Augenblick mal

Graffiti liebt oder hasst man. Ich liebe sie sehr. Sie sind zu einer wesentliche Kunstform in Berlin geworden, zu einer kostenlosen öffentlichen Galerie. Eintritt überall und jederzeit möglich.

Eines Tages im April 2004 saß ich mit der großartigen Kunstbeförderin und Freundin Jutta Weitz im Hof des Café „“Cinema“, Haus Schwarzenberg, wo sonst, und jammerte, was ich wohl mit dem Lebensabend anfangen wolle. Und statt ihr dabei in die schönen Augen zu gucken, schielte ich über ihre Schulter, denn da faszinierten mich unablässig zwei Augen.
Ein einfacher Graffito, eigentlich ein Wurm nur mit zwei Augen.“Jutta, ich hab´s, ich suche in der Mitte nach Augen. Und die weise Dame lächelte mich wie immer sehr weise an: „Genau das mach´ste.“ Recht behielt sie.
Aus der Suche nach zunächst nur Augen wurden dann bald die Sucht nach Graffiti im Besonderen. Zunächst ausschließlich in der alten Mitte.

Und um dem Streit um Gut oder Böse gleich die Spitze zu nehmen, „Schmaddereien“ und Trittbrettfahrerei werden nicht durch das Verbot dieser öffentlichen Kunst verhindert, eher wohl noch mehr befördert.
Diese schlechten Krikelkrakeleien (siehe Linienstraße 62, Berlin- Mitte, unten) mag ich überhaupt nicht, schon gar nicht an einem Denkmal, gute Graffit sehr wohl (siehe Kindergarten "Traumzauberbaum" Mollstraße 7A in Berlin-Mitte, oben).

Die hier von mir gezeigten Graffiti stammen größtenteils aus einer Ausstellung im Foyer des ehemaligen „Haus Ungarn“ von 2008. Sie war sehr gut besucht. Dank der guten Künstler, denen ich herzlichst dafür danke.
Die Arbeiten stammten alle von Plätzen, die legal oder toleriert waren wie leere Brandgiebel und Wandreste im Umfeld des „Tacheles“. Also, was gibt es da zu nörgeln.

Was macht eigentlich ein Ant-Graffiti-Verein und Firmen dieser Branche, wenn alle weg sind? Pleite? Website abschalten?

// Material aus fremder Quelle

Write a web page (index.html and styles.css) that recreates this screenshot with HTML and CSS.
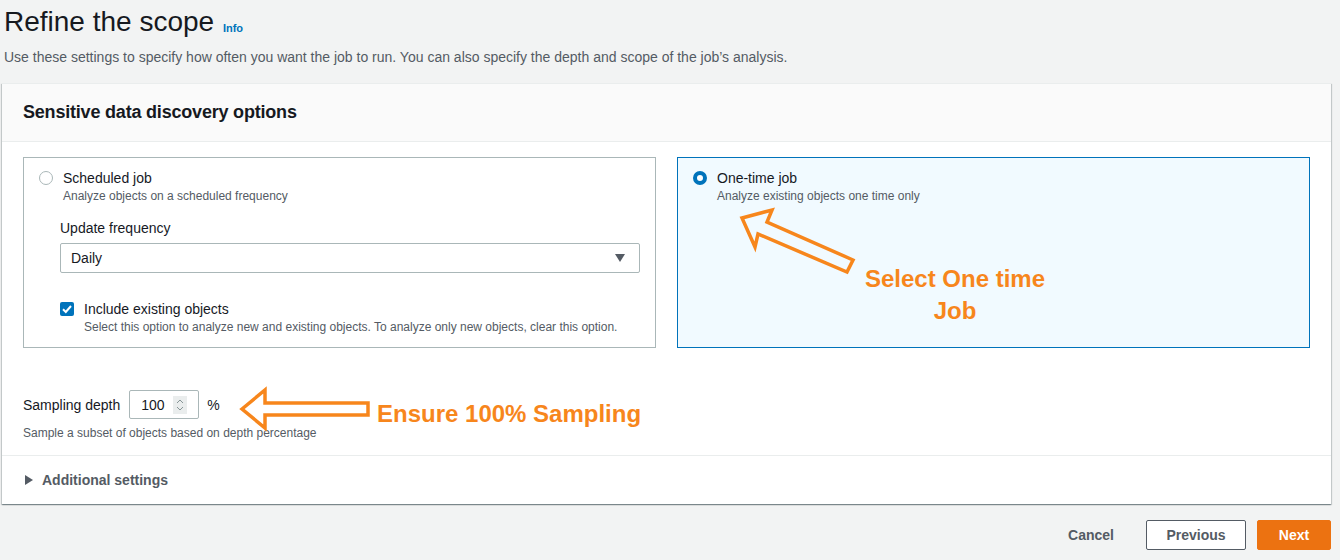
FILE: index.html
```html
<!DOCTYPE html>
<html lang="en">
<head>
    <meta charset="UTF-8">
    <meta name="viewport" content="width=device-width, initial-scale=1.0">
    <title>Refine the scope</title>
    <link rel="stylesheet" href="styles.css">
</head>
<body>
    <div class="page">
        <!-- Titre de la page -->
        <div class="page-header">
            <h1 class="title">Refine the scope <a class="info" href="#">Info</a></h1>
            <p class="subtitle">Use these settings to specify how often you want the job to run. You can also specify the depth and scope of the job’s analysis.</p>
        </div>

        <!-- Conteneur principal -->
        <div class="container">
            <div class="container-header">Sensitive data discovery options</div>

            <div class="container-body">
                <div class="tiles">
                    <div class="tile">
                        <div class="option">
                            <span class="radio"></span>
                            <div>
                                <div class="option-label">Scheduled job</div>
                                <div class="option-desc">Analyze objects on a scheduled frequency</div>
                            </div>
                        </div>
                        <div class="nested">
                            <div class="field-label">Update frequency</div>
                            <div class="select">
                                <span>Daily</span>
                                <svg class="caret" width="10" height="8" viewBox="0 0 10 8"><path d="M0 0h10L5 8z" fill="#545b64"/></svg>
                            </div>
                            <div class="check-row">
                                <span class="checkbox">
                                    <svg width="14" height="14" viewBox="0 0 14 14"><path d="M3 7.2l2.8 2.8L11 4" fill="none" stroke="#fff" stroke-width="2"/></svg>
                                </span>
                                <div>
                                    <div class="option-label">Include existing objects</div>
                                    <div class="option-desc">Select this option to analyze new and existing objects. To analyze only new objects, clear this option.</div>
                                </div>
                            </div>
                        </div>
                    </div>

                    <div class="tile selected">
                        <div class="option">
                            <span class="radio checked"></span>
                            <div>
                                <div class="option-label">One-time job</div>
                                <div class="option-desc">Analyze existing objects one time only</div>
                            </div>
                        </div>
                    </div>
                </div>

                <div class="sampling">
                    <div class="sampling-row">
                        <span class="field-label">Sampling depth</span>
                        <div class="number">
                            <span>100</span>
                            <span class="spinner">
                                <svg width="10" height="16" viewBox="0 0 10 16"><path d="M2 6l3-3 3 3M2 10l3 3 3-3" fill="none" stroke="#879596" stroke-width="1"/></svg>
                            </span>
                        </div>
                        <span class="percent">%</span>
                    </div>
                    <div class="option-desc">Sample a subset of objects based on depth percentage</div>
                </div>
            </div>

            <div class="expander">
                <svg width="8" height="10" viewBox="0 0 8 10"><path d="M0 0l8 5-8 5z" fill="#545b64"/></svg>
                <span>Additional settings</span>
            </div>
        </div>

        <!-- Boutons du bas -->
        <div class="actions">
            <a class="btn-link" href="#">Cancel</a>
            <button class="btn">Previous</button>
            <button class="btn primary">Next</button>
        </div>
    </div>

    <!-- Annotations par-dessus -->
    <svg class="annotations" width="1340" height="560" viewBox="0 0 1340 560">
        <polygon points="742,218 772,210 767,222 853,260 847,272 758,234 755,247" fill="none" stroke="#f7861c" stroke-width="3.5" stroke-linejoin="miter"/>
        <polygon points="242,409 265,390 265,403 368,403 368,415 265,415 265,428" fill="none" stroke="#f7861c" stroke-width="3.5" stroke-linejoin="miter"/>
    </svg>
    <div class="note note-job">Select One time<br>Job</div>
    <div class="note note-sampling">Ensure 100% Sampling</div>
</body>
</html>
```

FILE: styles.css
```css
/* Styles globaux */
body, html {
    margin: 0;
    padding: 0;
    font-family: 'Liberation Sans', Arial, sans-serif;
    background: #f2f3f3;
    color: #16191f;
    overflow: hidden;
    height: 100%;
}

.page {
    padding: 0 9px 0 2px;
}

/* En-tête */
.page-header {
    padding-left: 2px;
}

.title {
    margin: 0;
    padding-top: 4px;
    font-size: 28px;
    line-height: 36px;
    font-weight: 400;
    color: #16191f;
}

.info {
    font-size: 11px;
    font-weight: 700;
    color: #0073bb;
    text-decoration: none;
    margin-left: 1px;
    vertical-align: -1px;
}

.subtitle {
    margin: 1px 0 0;
    font-size: 14px;
    line-height: 20px;
    color: #545b64;
}

/* Conteneur */
.container {
    margin-top: 16px;
    background: #fff;
    border-top: 1px solid #eaeded;
    box-shadow: 0 1px 1px 0 rgba(0, 28, 36, 0.3), 1px 1px 1px 0 rgba(0, 28, 36, 0.15), -1px 1px 1px 0 rgba(0, 28, 36, 0.15);
}

.container-header {
    background: #fafafa;
    border-bottom: 1px solid #eaeded;
    padding: 0 21px;
    height: 57px;
    line-height: 57px;
    font-size: 18px;
    font-weight: 700;
    letter-spacing: -0.2px;
    color: #16191f;
}

.container-body {
    padding: 15px 21px 14px;
    border-bottom: 1px solid #eaeded;
}

.tiles {
    display: grid;
    grid-template-columns: 1fr 1fr;
    gap: 21px;
}

.tile {
    border: 1px solid #aab7b8;
    padding: 10px 15px 13px 15px;
    height: 191px;
    box-sizing: border-box;
    background: #fff;
}

.tile.selected {
    border-color: #0073bb;
    background: #f1faff;
}

.option {
    display: flex;
    align-items: flex-start;
    gap: 10px;
}

.radio {
    flex: none;
    width: 14px;
    height: 14px;
    margin-top: 3px;
    border: 1px solid #aab7b8;
    border-radius: 50%;
    box-sizing: border-box;
    background: #fff;
}

.radio.checked {
    border: 4px solid #0073bb;
}

.option-label {
    font-size: 14px;
    line-height: 20px;
    color: #16191f;
}

.option-desc {
    font-size: 12px;
    line-height: 16px;
    color: #545b64;
}

.nested {
    margin: 14px 0 0 21px;
}

.field-label {
    font-size: 14px;
    line-height: 20px;
    color: #16191f;
}

.select {
    margin-top: 5px;
    height: 30px;
    box-sizing: border-box;
    border: 1px solid #aab7b8;
    border-radius: 2px;
    display: flex;
    align-items: center;
    justify-content: space-between;
    padding: 0 14px 0 10px;
    font-size: 14px;
}

.check-row {
    display: flex;
    align-items: flex-start;
    gap: 10px;
    margin-top: 26px;
}

.checkbox {
    flex: none;
    width: 14px;
    height: 14px;
    margin-top: 3px;
    background: #0073bb;
    border-radius: 2px;
    display: flex;
}

/* Échantillonnage */
.sampling {
    margin-top: 42px;
}

.sampling-row {
    display: flex;
    align-items: center;
    gap: 8px;
}

.number {
    width: 70px;
    height: 29px;
    margin-left: 1px;
    box-sizing: border-box;
    border: 1px solid #aab7b8;
    border-radius: 2px;
    background: #fff;
    display: flex;
    align-items: center;
    justify-content: space-between;
    padding: 0 11px 0 11px;
    font-size: 14px;
}

.spinner {
    width: 14px;
    height: 18px;
    background: #eaeded;
    display: flex;
    align-items: center;
    justify-content: center;
}

.percent {
    font-size: 14px;
}

.sampling .option-desc {
    margin-top: 6px;
}

/* Paramètres additionnels */
.expander {
    height: 48px;
    display: flex;
    align-items: center;
    gap: 9px;
    padding-left: 23px;
    font-size: 14px;
    font-weight: 700;
    color: #545b64;
}

/* Boutons */
.actions {
    display: flex;
    justify-content: flex-end;
    align-items: center;
    margin-top: 16px;
    gap: 11px;
}

.btn-link {
    font-size: 14px;
    font-weight: 700;
    color: #545b64;
    text-decoration: none;
    margin-right: 21px;
}

.btn {
    height: 30px;
    width: 100px;
    border: 1px solid #545b64;
    border-radius: 2px;
    background: #fff;
    color: #545b64;
    font-family: inherit;
    font-size: 14px;
    font-weight: 700;
    cursor: pointer;
}

.btn.primary {
    width: 74px;
    background: #ec7211;
    border-color: #ec7211;
    color: #fff;
}

/* Annotations */
.annotations {
    position: absolute;
    top: 0;
    left: 0;
    pointer-events: none;
}

.note {
    position: absolute;
    font-family: 'Liberation Sans', Arial, sans-serif;
    font-weight: 700;
    font-size: 24px;
    line-height: 32px;
    color: #f7861c;
    text-align: center;
}

.note-job {
    left: 835px;
    top: 263px;
    width: 240px;
}

.note-sampling {
    left: 377px;
    top: 398px;
}
```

Mir würde bange bei dem Gedanken, es wie in Oslo zu erleben, wo es eine 24-Stunden-Garantie gibt, in der die frischen Arbeiten garantiert beseitigt sind. Moderne Handys führen dich seit kurzem von Graffiti zu Graffiti, wenn du es willst. Diese Industrie lebt davon, endlose geführte Wanderungen ebenfalls. Deshalb werden Hotelbetten gemietet, Döner verschlungen, Coffee to go geschlürft. Berlin, die die heimliche Hauptstadt der Graffiti in Europa ist, soll sich einen einträglichen Steuerast absägen?

Ich bin inzwischen über meinen „Tellerrand“ (die alte Mitte) gefahren und suche dort nach guten Arbeiten. Erfolgreich übrigens.